An AI Music Generator
A fascinating discipline which people would never suspect could be revolutionized with Artificial Intelligence is music production. Its future is very exciting, with startups such as OpenAI and AIVA currently developing AI music generation software. This way, people with no knowledge of music theory can start a successful career as an artist by generating their own original music simply by experimenting with the software. Not only this, but even artists from the past are being reborn. OpenAI in particular has successfully created new music titles of deceased artists by running MIDI files of their old songs through a neural network. This is simply crazy and shows the potential this sort of technology will have.
Having said that, our interest was peaked, and we wanted to delve into this niche ourselves. This was our first endeavor into what we believe will be a highly profitable industry in the near future: AI-Generated Music Services/Platforms.
bAIthoven generates completely unique piano songs in the style of Beethoven. The LSTM model it implements was trained off of 29 of Beethoven's most famous pieces.
The first step we needed to take prior to training our model was to pre-process the data so it could be accepted by our Rerecurrent (LSTM) Neural Network. As mentioned earlier, the raw data were piano tracks in the form of MIDI files. Using the Music21 API we split the data into two types: Notes and Chords. Notes consisted of pitch, octave, and offset, while chords were containers for sets of notes that were played at the same time. Now, on a basic level, the way that music generation functions is by predicting which note or chord will be played next. So, our prediction model had to contain a sample of every note or chord from all of our training data. To do this we put all the notes and chords into a sequential list so we could create the sequences that served as the input of our network. Lastly, we used a mapping function to map from string-based categorical data to integer-based numerical data. This is done because neural networks perform much better with integer-based numerical data than string-based categorical data.

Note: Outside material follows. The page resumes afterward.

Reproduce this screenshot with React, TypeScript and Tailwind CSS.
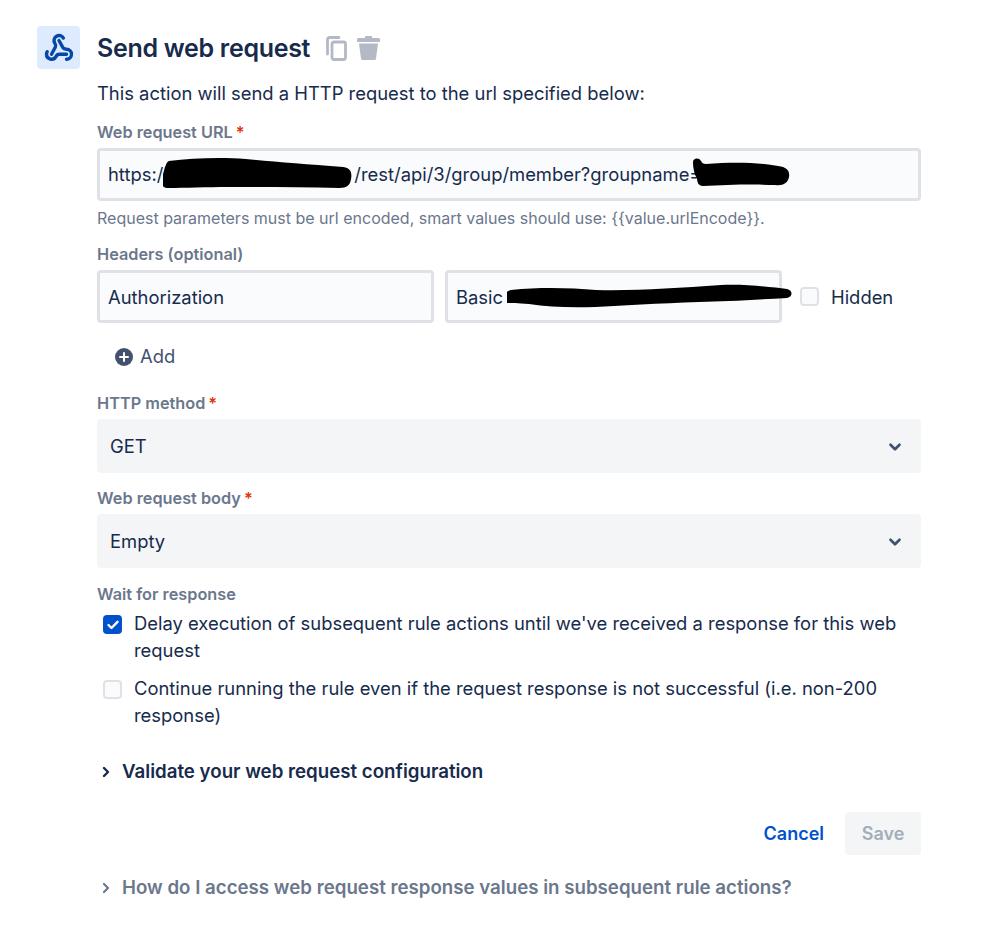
import { ChevronDown, ChevronRight, Webhook } from "lucide-react";

// Black marker scribbles drawn over the secrets in the inputs
const Scribble = ({ className, d, w, h, shownW }: { className: string; d: string; w: number; h: number; shownW?: number }) => (
  <svg className={`absolute ${className}`} width={shownW ?? w} height={h} viewBox={`0 0 ${w} ${h}`} preserveAspectRatio="none">
    <path d={d} fill="#000" />
  </svg>
);

const Label = ({ text, required }: { text: string; required?: boolean }) => (
  <div className="text-[16.3px] leading-[20px] font-semibold text-[#6b778c]">
    {text}
    {required && <span className="text-[#de350b] ml-[3px]">*</span>}
  </div>
);

const Select = ({ value }: { value: string }) => (
  <div className="h-[54px] mt-[6px] bg-[#f4f5f7] rounded-[4px] flex items-center justify-between pt-[2px] pl-[13px] pr-[17px] text-[18.4px] text-[#172b4d]">
    <span>{value}</span>
    <ChevronDown size={18} strokeWidth={3.6} className="text-[#42526e]" />
  </div>
);

const Checkbox = ({ checked }: { checked?: boolean }) =>
  checked ? (
    <div className="w-[19px] h-[19px] rounded-[4px] bg-[#0052cc] flex items-center justify-center shrink-0">
      <svg width="12" height="10" viewBox="0 0 12 10">
        <path d="M1.5 5l3 3 6-6.2" fill="none" stroke="#fff" strokeWidth="2.4" strokeLinecap="round" strokeLinejoin="round" />
      </svg>
    </div>
  ) : (
    <div className="w-[19px] h-[19px] rounded-[4px] bg-[#fafbfc] border-2 border-[#dfe1e6] shrink-0" />
  );

export default function App() {
  return (
    <div className="w-[999px] h-[927px] bg-white font-['Inter',sans-serif] text-[#172b4d] flex pl-[37px] pt-[26px] overflow-hidden">
      <div className="w-[43px] h-[43px] rounded-[4px] bg-[#deebff] flex items-center justify-center shrink-0">
        <Webhook size={30} strokeWidth={2.7} color="#0747a6" />
      </div>

      <div className="ml-[17px] w-[824px]">
        <div className="h-[44px] flex items-center">
          <h1 className="text-[25px] leading-[44px] font-semibold tracking-[-0.3px]">Send web request</h1>
          <svg className="ml-[16px]" width="21" height="25" viewBox="0 0 21 25" fill="none" stroke="#b3bac5" strokeWidth="2.8">
            <path d="M1.500 18V3.500A2 2 0 0 1 3.500 1.500H13" strokeLinecap="round" />
            <rect x="6" y="6" width="13.500" height="17.500" rx="2" />
          </svg>
          <svg className="ml-[10px]" width="23" height="24" viewBox="0 0 23 24" fill="#b3bac5">
            <path d="M8 1c0-.6.5-1 1-1h5c.5 0 1 .4 1 1v1h6.500c.8 0 1.500.7 1.500 1.500V6H0V3.500C0 2.700.7 2 1.500 2H8zM2 7.500h19L19 22.500a1.500 1.500 0 0 1-1.500 1.500h-12A1.500 1.500 0 0 1 4 22.500z" />
          </svg>
        </div>

        <p className="mt-[9px] text-[18.4px] leading-[28px]">This action will send a HTTP request to the url specified below:</p>

        <div className="mt-[15px]">
          <Label text="Web request URL" required />
        </div>
        <div className="relative mt-[6px] h-[53px] border-[3px] border-[#dfe1e6] rounded-[4px] bg-[#fafbfc] flex items-center pl-[8px] text-[18.4px]">
          <span>https:/</span>
          <span className="w-[191px] shrink-0" />
          <span>/rest/api/3/group/member?groupname=</span>
          <Scribble className="left-[63px] top-[6px]" w={196} shownW={191} h={32} d="M6 4C30 1 60 0 85 2c30 3 60 5 100 8 8 1 9 6 8 12-1 6-4 9-12 9-40-1-80-1-115-1-20 0-45 1-60 1-6 0-8-3-8-8C1 16 2 6 6 4z" />
          <Scribble className="left-[591px] top-[6px]" w={100} h={30} d="M2 5c0-4 6-5 8-1 1 2 2 3 5 3 25-2 50-2 72 2 9 1 12 5 11 11-1 6-6 9-14 8-25-1-50 0-72 1-4 0-6-3-6-8-2-2-4-9-4-16z" />
        </div>

        <p className="mt-[7px] text-[16px] leading-[20px] text-[#6b778c]">Request parameters must be url encoded, smart values should use: {"{{value.urlEncode}}"}.</p>

        <div className="mt-[16px]">
          <Label text="Headers (optional)" />
        </div>
        <div className="mt-[6px] flex items-center">
          <div className="w-[337px] h-[53px] border-[3px] border-[#dfe1e6] rounded-[4px] bg-[#fafbfc] flex items-center pt-[2px] pl-[8px] text-[18.4px]">Authorization</div>
          <div className="relative ml-[11px] w-[337px] h-[53px] border-[3px] border-[#dfe1e6] rounded-[4px] bg-[#fafbfc] flex items-center pt-[2px] pl-[8px] text-[18.4px]">
            Basic
            <Scribble className="left-[59px] top-[11px]" w={285} h={26} d="M4 6c30-3 60-2 85 0 40 1 80-2 125-5 25-1 50 2 66 4 6 1 6 8 0 9-20 1-40 2-58 3-40 1-80 3-115 5-30 2-60 2-85-2-15-1-22-1-22-1-4 0-4-12 4-13z" />
          </div>
          <div className="ml-[18px]">
            <Checkbox />
          </div>
          <span className="ml-[12px] pt-[2px] text-[18.4px]">Hidden</span>
        </div>

        <div className="mt-[22px] ml-[18px] h-[24px] flex items-center text-[18.4px] text-[#42526e]">
          <svg width="18" height="18" viewBox="0 0 18 18">
            <circle cx="9" cy="9" r="9" fill="#42526e" />
            <path d="M9 5v8M5 9h8" stroke="#fff" strokeWidth="2" strokeLinecap="round" />
          </svg>
          <span className="ml-[7px]">Add</span>
        </div>

        <div className="mt-[24px]">
          <Label text="HTTP method" required />
        </div>
        <Select value="GET" />

        <div className="mt-[15px]">
          <Label text="Web request body" required />
        </div>
        <Select value="Empty" />

        <div className="mt-[16px]">
          <Label text="Wait for response" />
        </div>

        <div className="mt-[6px] ml-[6px] flex items-start gap-[12px] text-[18.4px] leading-[27px]">
          <div className="mt-[5px]">
            <Checkbox checked />
          </div>
          <span>Delay execution of subsequent rule actions until we've received a response for this web request</span>
        </div>
        <div className="mt-[11px] ml-[6px] flex items-start gap-[12px] text-[18.4px] leading-[27px]">
          <div className="mt-[5px]">
            <Checkbox />
          </div>
          <span>Continue running the rule even if the request response is not successful (i.e. non-200 response)</span>
        </div>

        <div className="mt-[29px] flex items-center h-[28px] text-[18.7px] font-semibold">
          <ChevronRight size={16} strokeWidth={3.6} className="ml-[1px] text-[#172b4d]" />
          <span className="ml-[8px]">Validate your web request configuration</span>
        </div>

        <div className="mt-[26px] flex items-center justify-end">
          <span className="text-[18px] font-semibold text-[#0052cc]">Cancel</span>
          <div className="ml-[21px] w-[76px] h-[43px] rounded-[4px] bg-[#f4f5f7] flex items-center justify-center text-[18px] font-semibold text-[#a5adba]">Save</div>
        </div>

        <div className="mt-[19px] flex items-center h-[28px] text-[18.7px] font-semibold text-[#6b778c]">
          <ChevronRight size={16} strokeWidth={3.2} className="ml-[1px]" />
          <span className="ml-[8px]">How do I access web request response values in subsequent rule actions?</span>
        </div>
      </div>
    </div>
  );
}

Next, we created the actual training model itself. This consisted of four different types of layers:
- LSTM layers, which took a sequence as an input and returned either sequences or a matrix.
- Dropout layers which are regularisation techniques that consist of setting a fraction of input units to 0 at each update during the training to prevent overfitting (causes the model to misrepresent the data from which it learned i.e. inaccurate model).
- Dense layers which are fully connected neural network layers where each input node is connected to each output node.
- Activation layer which determined what activation function our neural network uses to calculate the output of a node.
Our training model was a network consisting of three LSTM layers, three Dropout layers, two Dense layers and one activation layer. As is the case with any neural network, we had to calculate the loss for each iteration of the training. We used categorical cross entropy, and to optimise our network we used a RMSprop optimizer as it is usually a very good choice for recurrent neural networks.
The model.fit() function in Keras was used to train the network. The first parameter was the list of input sequences that we prepared and the second was a list of their respective outputs. We trained the network for 200 epochs (iterations), with each batch propagated through the network containing 128 samples. This took a total time of 6 hours.
We chose to generate 500 notes using the network since which is roughly two minutes of music and gives the network plenty of space to create a melody. For each note generated we had to submit a sequence to the network. The first sequence we submitted was the sequence of notes at the starting index. For every subsequent sequence that we used as input, we removed the first note of the sequence and inserted the output of the previous iteration at the end of the sequence. To determine the most likely prediction from the output from the network, we extracted the index of the highest value. Afterwards, we collected all the outputs from the network into a single array, creating an array of Note and Chord objects.
Other than time constraints, our main issue was simply learning what the best model to use was. While companies such as OpenAI, as well as some other open-source projects on the internet, use Markov regression as their model for AI-generated music platforms, we ended up choosing LSTM for its beginner-friendly integration system. Doing research prior to starting to actually code was a challenge for sure.
This was our first endeavor into prediction based algorithms. While we have worked with simple feed-forward neural networks, this is the first time we experienced a model that predicts and creates an output as it is being trained, not just a model that is initially trained and does not expand its knowledge past that point.
We learned a lot about Neural Networks, and how AI is trained for music in general. This was a great experience and immersive introduction to this genre of Machine Learning.
In the future, we plan on having more epochs for more sophisticated music. Also, potentially turning this into either a service or application for anyone to use, regardless of their knowledge of programming.